I knew that all of that work that I did on polls would come in handy at some point. The time arrived, as displaying data was something that seemed important from the beginning, to support the goals for the project. I wanted to support the information about ‘UK smart device ownership’ with some data.
Having spent quite a bit of time looking at polling options and trying things out, I felt sure that the the Google Charts api (n.d.) would give me the level of interactivity and customisation required.
Something I changed
The data itself is from Offcom’s report entitled, The Communications Market, 5 Internet and Online Content (2016a, p. 191). What is great about their site is that they make the raw data available in Microsoft Excel format, so I was able to construct the chart based on a subset of data (Ofcom, 2016b). In order to show the age versus ownership I selected a stacked barchart as a space efficient way to show the data.
Prepping the chart for print
I have still to create my print stylesheet, which is something that I will do towards the end of the project. In the meantime it made sense to make sure that the chart was prepped for printing to png. I am not going to make a link to the png available as that function will run in browsers which support the HTML5 <canvas> element (Google, 2016c). However, what customising this script did do, was create a static view of the chart showing it in suitable format for printing.

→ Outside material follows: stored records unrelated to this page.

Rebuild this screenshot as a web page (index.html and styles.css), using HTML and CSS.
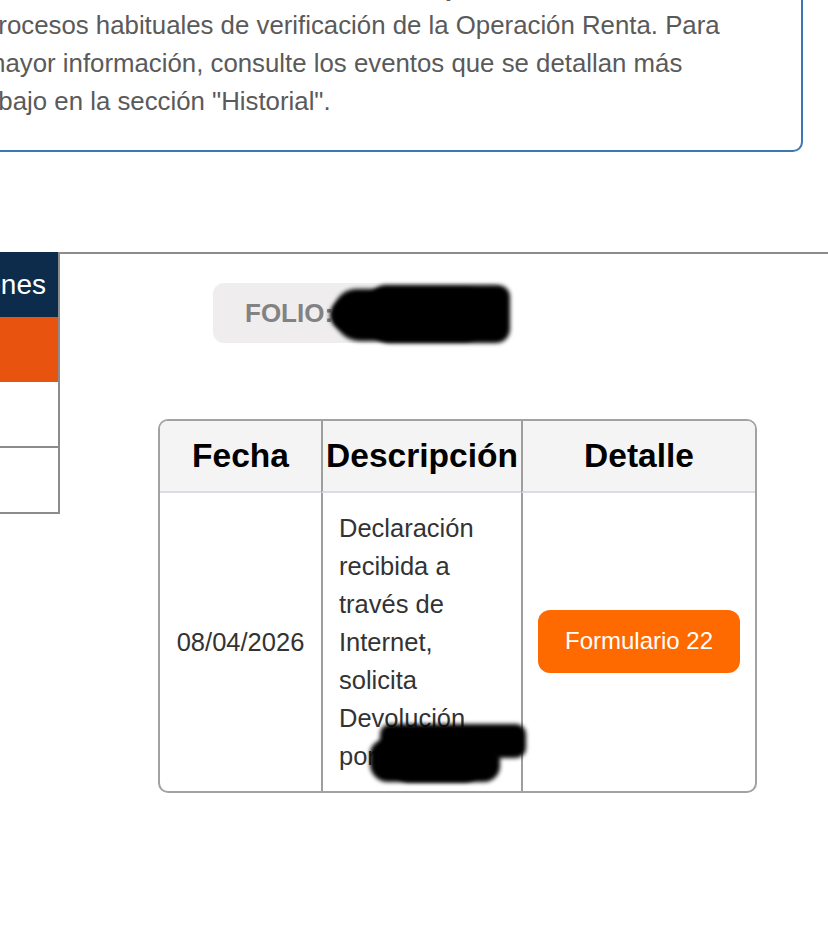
FILE: index.html
```html
<!DOCTYPE html>
<html lang="es">
<head>
<meta charset="utf-8">
<title>Estado de declaración</title>
<link rel="stylesheet" href="styles.css">
</head>
<body>
<div class="page">
  <div class="notice">
    <p class="notice-text">Su declaración de renta se encuentra sujeta a los<br>procesos habituales de verificación de la Operación Renta. Para mayor información, consulte los eventos que se detallan más abajo en la sección "Historial".</p>
  </div>

  <div class="layout">
    <nav class="sidebar">
      <div class="side-item side-active">Opciones</div>
      <div class="side-item side-orange"></div>
      <div class="side-item side-plain"></div>
      <div class="side-item side-plain"></div>
    </nav>

    <main class="main">
      <div class="folio">
        <span class="folio-label">FOLIO:</span>
        <span class="folio-value">000000000</span>
        <span class="redact redact-folio">
          <span class="blob b1"></span>
          <span class="blob b2"></span>
          <span class="blob b3"></span>
        </span>
      </div>

      <table class="history">
        <colgroup>
          <col class="c-date">
          <col class="c-desc">
          <col class="c-detail">
        </colgroup>
        <thead>
          <tr>
            <th>Fecha</th>
            <th>Descripción</th>
            <th>Detalle</th>
          </tr>
        </thead>
        <tbody>
          <tr>
            <td class="date">08/04/2026</td>
            <td class="desc">Declaración recibida a través de Internet, solicita Devolución por
              <span class="redact redact-desc">
                <span class="blob d1"></span>
                <span class="blob d2"></span>
                <span class="blob d3"></span>
              </span>
            </td>
            <td class="detail"><a class="btn" href="#">Formulario 22</a></td>
          </tr>
        </tbody>
      </table>
    </main>
  </div>
</div>
</body>
</html>
```
FILE: styles.css
```css
html, body {
  margin: 0;
  padding: 0;
  background: #ffffff;
  overflow: hidden;
}

body {
  width: 828px;
  height: 938px;
  font-family: "Liberation Sans", Arial, Helvetica, sans-serif;
}

.page {
  margin: -52px 0 0 -40px;
}

/* ---------- notice box ---------- */
.notice {
  margin-right: 25px;
  border: 2px solid #3d78b3;
  border-radius: 10px;
  padding: 18px 70px 30px 22px;
}

.notice-text {
  margin: 0;
  font-size: 25.8px;
  line-height: 38px;
  color: #5a5a5a;
}

/* ---------- layout ---------- */
.layout {
  display: flex;
  margin-top: 100px;
}

.sidebar {
  width: 98px;
  flex: none;
  border-right: 2px solid #8c8c8c;
  align-self: flex-start;
}

.side-item {
  height: 65px;
  display: flex;
  align-items: center;
  justify-content: flex-end;
  padding-right: 12px;
  font-size: 28px;
  color: #ffffff;
  box-sizing: border-box;
}

.side-active {
  background: #0d2b4b;
  overflow: hidden;
  white-space: nowrap;
}

.side-orange {
  background: #e8540f;
}

.side-plain {
  height: 66px;
  border-bottom: 2px solid #8c8c8c;
  background: #ffffff;
}

.main {
  flex: 1;
  border-top: 2px solid #8c8c8c;
  padding-top: 29px;
}

/* ---------- folio ---------- */
.folio {
  position: relative;
  width: 290px;
  height: 60px;
  margin-left: 153px;
  box-sizing: border-box;
  padding-left: 32px;
  display: flex;
  align-items: center;
  background: #efeded;
  border-radius: 11px;
  font-size: 26px;
  font-weight: bold;
  color: #828282;
}

.folio-value {
  margin-left: 4px;
}

.redact {
  position: absolute;
  display: block;
}

.blob {
  position: absolute;
  display: block;
  background: #000;
  filter: blur(2px);
}

.redact-folio {
  left: 117px;
  top: 0;
  width: 182px;
  height: 64px;
}

.b1 { left: 4px; top: 6px; width: 150px; height: 52px; border-radius: 22px 18px 20px 26px; }
.b2 { left: 40px; top: 2px; width: 140px; height: 58px; border-radius: 16px 12px 14px 20px; }
.b3 { left: 0; top: 18px; width: 60px; height: 28px; border-radius: 14px; }

/* ---------- table ---------- */
.history {
  margin: 76px 0 0 98px;
  width: 599px;
  table-layout: fixed;
  border-collapse: separate;
  border-spacing: 0;
  border: 2px solid #a2a2a2;
  border-radius: 10px;
  overflow: hidden;
}

.c-date { width: 161px; }
.c-desc { width: 200px; }
.c-detail { width: 234px; }

.history th {
  height: 70px;
  padding: 0;
  background: #f4f4f4;
  border-bottom: 2px solid #dcdde2;
  font-size: 33.5px;
  font-weight: bold;
  color: #000;
  text-align: center;
  white-space: nowrap;
}

.history th + th,
.history td + td {
  border-left: 2px solid #9e9e9e;
}

.history td {
  padding: 16px;
  font-size: 25.5px;
  line-height: 38px;
  color: #333;
  vertical-align: middle;
}

.history td.date {
  padding: 0;
  text-align: center;
}

.history td.desc {
  position: relative;
  text-align: left;
}

.history td.detail {
  padding: 0;
  text-align: center;
}

.redact-desc {
  left: 47px;
  top: 229px;
  width: 160px;
  height: 64px;
}

.d1 { left: 10px; top: 2px; width: 146px; height: 34px; border-radius: 10px; }
.d2 { left: 0; top: 18px; width: 130px; height: 42px; border-radius: 14px 20px 16px 18px; }
.d3 { left: 22px; top: 10px; width: 90px; height: 50px; border-radius: 18px; }

.btn {
  display: inline-flex;
  align-items: center;
  justify-content: center;
  width: 202px;
  height: 63px;
  margin-top: -2px;
  background: #ff6a00;
  border-radius: 12px;
  color: #ffffff;
  font-size: 24px;
  text-decoration: none;
}
```
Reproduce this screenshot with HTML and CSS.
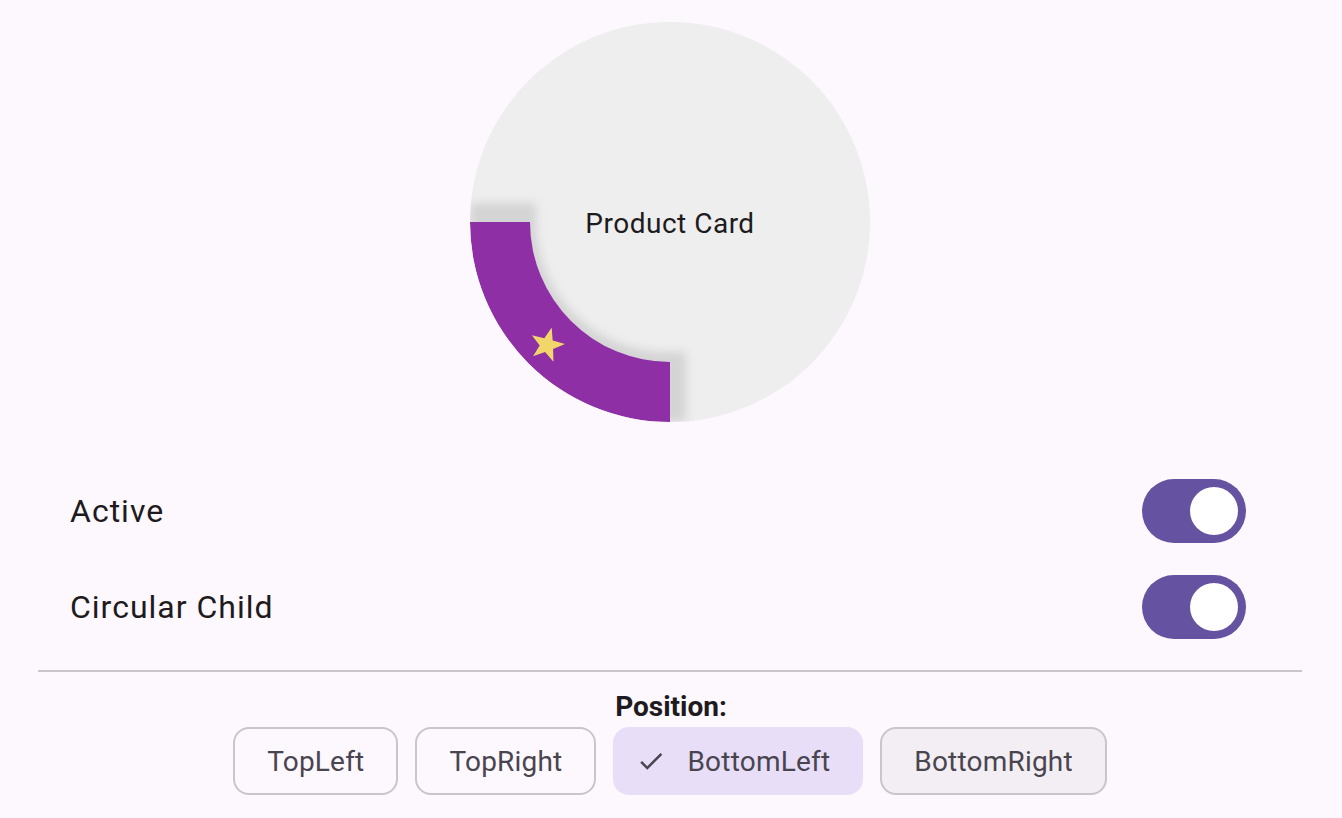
FILE: index.html
```html
<!DOCTYPE html>
<html lang="en">
<head>
<meta charset="utf-8">
<title>Product Card</title>
<link rel="stylesheet" href="styles.css">
</head>
<body>
<div class="hero">
  <div class="card">
    <svg class="ring" width="400" height="400" viewBox="0 0 400 400" aria-hidden="true">
      <defs>
        <clipPath id="disc"><circle cx="200" cy="200" r="200"/></clipPath>
        <filter id="soft" x="-20%" y="-20%" width="140%" height="140%">
          <feGaussianBlur stdDeviation="5"/>
        </filter>
      </defs>
      <g clip-path="url(#disc)">
        <path class="ring-shadow" filter="url(#soft)" d="M 0 181 H 66 V 200 A 130 130 0 0 0 200 330 H 216 V 400 H 0 Z"/>
        <path class="ring-band" d="M 0 200 H 60 A 140 140 0 0 0 200 340 V 400 A 200 200 0 0 1 0 200 Z"/>
        <polygon class="ring-star" transform="translate(77 323) rotate(15)" points="0,-18 4.29,-5.91 17.12,-5.56 6.94,2.26 10.58,14.56 0,7.3 -10.58,14.56 -6.94,2.26 -17.12,-5.56 -4.29,-5.91"/>
      </g>
    </svg>
    <span class="card-title">Product Card</span>
  </div>
</div>

<div class="settings">
  <div class="tile">
    <span class="tile-label">Active</span>
    <span class="switch"><span class="thumb"></span></span>
  </div>
  <div class="tile">
    <span class="tile-label">Circular Child</span>
    <span class="switch"><span class="thumb"></span></span>
  </div>
</div>

<hr class="divider">

<div class="position">
  <div class="position-label">Position:</div>
  <div class="chips">
    <button class="chip">TopLeft</button>
    <button class="chip">TopRight</button>
    <button class="chip chip-selected">
      <svg class="chip-check" width="30" height="30" viewBox="0 0 24 24" aria-hidden="true"><path d="M9 16.17L4.83 12l-1.42 1.41L9 19 21 7l-1.41-1.41z"/></svg>
      <span>BottomLeft</span>
    </button>
    <button class="chip chip-hover">BottomRight</button>
  </div>
</div>
</body>
</html>
```
FILE: styles.css
```css
html, body {
  margin: 0;
  padding: 0;
}

body {
  width: 1342px;
  height: 818px;
  overflow: hidden;
  background: #fdf7fe;
  font-family: Roboto, "Noto Sans", "Liberation Sans", sans-serif;
  color: #1d1b20;
}

.hero {
  display: flex;
  justify-content: center;
  padding-top: 22px;
  padding-right: 2px;
}

.card {
  position: relative;
  width: 400px;
  height: 400px;
  border-radius: 50%;
  background: #eeeeee;
  display: flex;
  align-items: center;
  justify-content: center;
}

.ring {
  position: absolute;
  left: 0;
  top: 0;
}

.ring-shadow {
  fill: rgba(0, 0, 0, 0.11);
}

.ring-band {
  fill: #8e2fa6;
}

.ring-star {
  fill: #f2d66c;
}

.card-title {
  position: relative;
  margin-top: 4px;
  font-size: 28px;
  line-height: 32px;
  letter-spacing: 0.5px;
  color: #1d1b20;
}

.settings {
  margin: 41px 40px 0 38px;
}

.tile {
  height: 96px;
  display: flex;
  align-items: center;
  justify-content: space-between;
  padding: 0 56px 0 32px;
}

.tile-label {
  font-size: 32px;
  line-height: 40px;
  letter-spacing: 1px;
  color: #1d1b20;
}

.switch {
  width: 104px;
  height: 64px;
  border-radius: 32px;
  background: #6552a0;
  display: flex;
  align-items: center;
  justify-content: flex-end;
  padding-right: 8px;
  box-sizing: border-box;
}

.thumb {
  width: 48px;
  height: 48px;
  border-radius: 50%;
  background: #ffffff;
}

.divider {
  margin: 15px 40px 0 38px;
  height: 2px;
  border: 0;
  background: #cac4cc;
}

.position-label {
  margin-top: 19px;
  text-align: center;
  font-size: 28px;
  line-height: 32px;
  font-weight: 700;
  color: #1d1b20;
}

.chips {
  margin-top: 4px;
  display: flex;
  justify-content: center;
  gap: 17px;
  padding-right: 2px;
}

.chip {
  height: 68px;
  box-sizing: border-box;
  border: 2px solid #cac4cc;
  border-radius: 16px;
  background: transparent;
  padding: 0 32px;
  display: flex;
  align-items: center;
  font-family: Roboto, "Noto Sans", "Liberation Sans", sans-serif;
  font-size: 28px;
  letter-spacing: 0.2px;
  color: #49454f;
  cursor: pointer;
}

.chip-selected {
  background: #e8def8;
  border-color: #e8def8;
  padding-left: 21px;
  padding-right: 31px;
  gap: 21px;
}

.chip-check {
  fill: #49454f;
  flex: none;
}

.chip-hover {
  background: #f2eef4;
}
```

I decided that I needed to highlight the User Experience section of the portfolio page design, as it was all very wordy. There is still a lot to consider in this area, but I decided to add a tab image on the top-left of the UX factors (formerly scenarios) section. I started by creating an svg, partially inspired by a post on CSS-Tricks (Coyier, 2013). However, I really wasn’t happy with it in terms of formatting and scaling. For now I have replaced it with a tab which I created using pure CSS. The tab is actually made of two divs, one for the the main tab shape (rounded rectangle) and one for the slant leading up to it using the skewX transform option. However, I will have to replace this as it is only compatible with IE11 or later (Can I use, 2016). It is a shame, but it was good to learn about the transform option and again I used the ::before pseudo element to add text content on the div.
Ultimately, I will need to go back to an svg solution, but I will draw it to look like what I came up with using the CSS.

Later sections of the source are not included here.